La Ville de Genève mène une véritable croisade contre e harcèlement de rue. Ou plutôt une croisade 3.0 depuis la mise en place, sur l’application Genève en poche, d’un onglet permettant aux victimes, à leurs proches ou à un témoin de signaler directement les faits à la police municipale. Cette contre-offensive — qui s’inscrit, on s’en doute, dans la foulée de la libération de la parole — est indéniablement à mettre au crédit des autorités municipales. Pour autant, la chasse aux harceleurs participerait-elle de la querelle des Anciens contre les Modernes? Du moins sur une des formes pointées par l’application: le regard insistant. Sans sombrer dans un généralisme simpliste, force est de constater que les premiers semblent moins regardants (si on ose) que les seconds. Ce n’est même pas une affaire de genre. Selon les générations, les femmes aussi bien que les hommes, ne placent pas le curseur au même endroit. Les plus jeunes revendiquent une tolérance zéro tandis que pour leurs aînés, la ligne de démarcation est un peu plus floue. Ce conflit de générations prend encore plus d’acuité quand ledit regard insistant est relayé sur le logiciel de la Ville par un tiers. A partir de quand l’attention que porte un passant sur une silhouette est-elle déplacée, malséante? Si les choses sont, en effet, évidentes du point d’une victime, il n’en va pas de même pour l’observateur.

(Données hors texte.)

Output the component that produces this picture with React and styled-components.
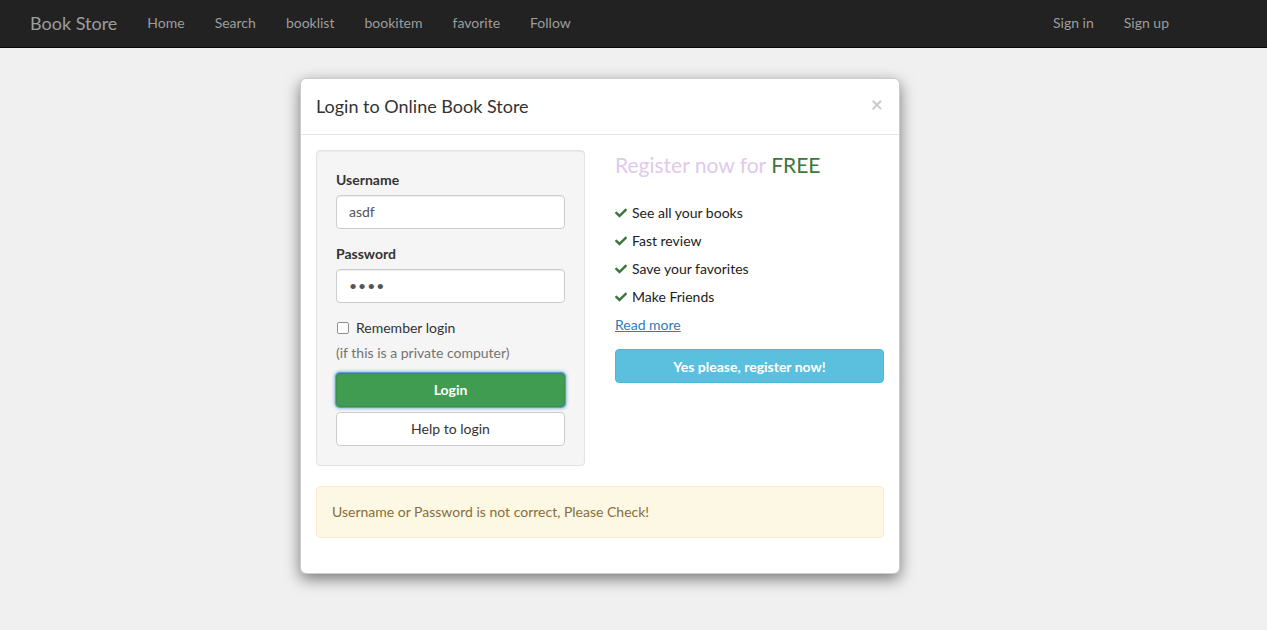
import styled, { createGlobalStyle } from "styled-components";
import { FaCheck } from "react-icons/fa";

const GlobalStyle = createGlobalStyle`
    * { box-sizing: border-box; }
    body {
        margin: 0;
        background: #f0f0f0;
        font-family: Lato, "Open Sans", sans-serif;
        font-size: 14px;
        line-height: 1.42857;
        color: #333;
    }
`;

const Navbar = styled.nav`
    height: 48px;
    background: #222;
    border-bottom: 1px solid #080808;
    display: flex;
    align-items: flex-start;
    justify-content: space-between;
    padding: 0 83px 0 15px;
`;

const NavGroup = styled.div`
    display: flex;
    align-items: center;
`;

const Brand = styled.a`
    font-size: 18px;
    color: #9d9d9d;
    padding: 0 15px;
    line-height: 46px;
    text-decoration: none;
`;

const NavLink = styled.a`
    color: #9d9d9d;
    padding: 0 15px;
    line-height: 46px;
    text-decoration: none;
`;

const Modal = styled.div`
    width: 600px;
    margin: 30px 0 30px 300px;
    background: #fff;
    border: 1px solid rgba(0, 0, 0, 0.2);
    border-radius: 6px;
    box-shadow: 0 5px 15px rgba(0, 0, 0, 0.5);
`;

const ModalHeader = styled.div`
    display: flex;
    justify-content: space-between;
    align-items: center;
    padding: 14px 15px 15px;
    border-bottom: 1px solid #e5e5e5;
`;

const ModalTitle = styled.h4`
    margin: 0;
    font-size: 18px;
    font-weight: 400;
    line-height: 26px;
`;

const Close = styled.span`
    font-size: 21px;
    font-weight: 700;
    line-height: 1;
    color: #000;
    opacity: 0.2;
    margin-top: -6px;
    margin-right: 1px;
`;

const ModalBody = styled.div`
    padding: 15px;
`;

const Row = styled.div`
    display: grid;
    grid-template-columns: 269px 269px;
    column-gap: 30px;
`;

const Well = styled.div`
    background: #f5f5f5;
    border: 1px solid #e3e3e3;
    border-radius: 4px;
    padding: 19px;
    margin-bottom: 20px;
    box-shadow: inset 0 1px 1px rgba(0, 0, 0, 0.05);
`;

const FormGroup = styled.div`
    margin-bottom: 15px;
`;

const Label = styled.label`
    display: block;
    font-weight: 700;
    margin-bottom: 5px;
`;

const Input = styled.div`
    height: 34px;
    padding: 6px 12px;
    background: #fff;
    border: 1px solid #ccc;
    border-radius: 4px;
    color: #555;
    box-shadow: inset 0 1px 1px rgba(0, 0, 0, 0.075);
    letter-spacing: ${({ $dots }) => ($dots ? "1px" : "0")};
`;

const CheckLine = styled.label`
    display: flex;
    align-items: center;
    gap: 7px;
    line-height: 20px;
    margin-bottom: 5px;
`;

const Box = styled.span`
    width: 12px;
    height: 12px;
    border: 1px solid #8f8f8f;
    border-radius: 2px;
    background: #fff;
    margin-left: 1px;
`;

const HelpText = styled.p`
    margin: 0 0 10px;
    color: #737373;
`;

const Button = styled.button`
    display: block;
    width: 100%;
    height: 34px;
    font-family: inherit;
    font-size: 14px;
    border-radius: 4px;
    border: 1px solid ${({ $border }) => $border};
    background: ${({ $bg }) => $bg};
    color: ${({ $color }) => $color};
    font-weight: ${({ $bold }) => ($bold ? 700 : 400)};
    box-shadow: ${({ $focus }) =>
        $focus ? "0 0 0 1px #5b9dd9, 0 0 3px 2px rgba(91, 157, 217, 0.6)" : "none"};
    margin-bottom: ${({ $gap }) => $gap || 0}px;
`;

const Lead = styled.p`
    font-size: 21px;
    line-height: 1.4;
    margin: 0 0 20px;
    color: #e0c9ec;
`;

const Free = styled.span`
    color: #3c763d;
`;

const List = styled.ul`
    list-style: none;
    margin: 0;
    padding: 0;
`;

const Item = styled.li`
    display: flex;
    align-items: center;
    gap: 5px;
    line-height: 28px;
    color: #222;

    svg {
        color: #3c763d;
        font-size: 12px;
    }
`;

const ReadMore = styled.a`
    display: block;
    line-height: 28px;
    color: #337ab7;
    text-decoration: underline;
    margin-bottom: 10px;
`;

const Alert = styled.div`
    padding: 15px;
    background: #fcf8e3;
    border: 1px solid #faebcc;
    border-radius: 4px;
    color: #8a6d3b;
    margin-bottom: 20px;
`;

const perks = ["See all your books", "Fast review", "Save your favorites", "Make Friends"];

const App = () => {
    return (
        <>
            <GlobalStyle />
            <Navbar>
                <NavGroup>
                    <Brand>Book Store</Brand>
                    <NavLink>Home</NavLink>
                    <NavLink>Search</NavLink>
                    <NavLink>booklist</NavLink>
                    <NavLink>bookitem</NavLink>
                    <NavLink>favorite</NavLink>
                    <NavLink>Follow</NavLink>
                </NavGroup>
                <NavGroup>
                    <NavLink>Sign in</NavLink>
                    <NavLink>Sign up</NavLink>
                </NavGroup>
            </Navbar>
            <Modal>
                <ModalHeader>
                    <ModalTitle>Login to Online Book Store</ModalTitle>
                    <Close>×</Close>
                </ModalHeader>
                <ModalBody>
                    <Row>
                        <Well>
                            <FormGroup>
                                <Label>Username</Label>
                                <Input>asdf</Input>
                            </FormGroup>
                            <FormGroup>
                                <Label>Password</Label>
                                <Input $dots>••••</Input>
                            </FormGroup>
                            <CheckLine>
                                <Box />
                                Remember login
                            </CheckLine>
                            <HelpText>(if this is a private computer)</HelpText>
                            <Button $bg="#3f9c51" $border="#3a8f4a" $color="#fff" $bold $focus $gap={5}>
                                Login
                            </Button>
                            <Button $bg="#fff" $border="#ccc" $color="#333">
                                Help to login
                            </Button>
                        </Well>
                        <div>
                            <Lead>
                                Register now for <Free>FREE</Free>
                            </Lead>
                            <List>
                                {perks.map((p) => (
                                    <Item key={p}>
                                        <FaCheck />
                                        {p}
                                    </Item>
                                ))}
                            </List>
                            <ReadMore>Read more</ReadMore>
                            <Button $bg="#5bc0de" $border="#46b8da" $color="#fff" $bold>
                                Yes please, register now!
                            </Button>
                        </div>
                    </Row>
                    <Alert>Username or Password is not correct, Please Check!</Alert>
                </ModalBody>
            </Modal>
        </>
    );
};

export default App;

Les Millennials, autrement dit les 25-35 ans, n’ont, eux, aucune difficulté à identifier les pesanteurs des rustauds à la petite semaine. A l’inverse des générations d’avant qui soutiennent que c’est ici affaire de subjectivité. Car le regard insistant ne transforme pas forcément celle ou celui sur qui il se porte en proie potentielle. Le domaine public est aussi un espace de rencontres y compris amoureuses.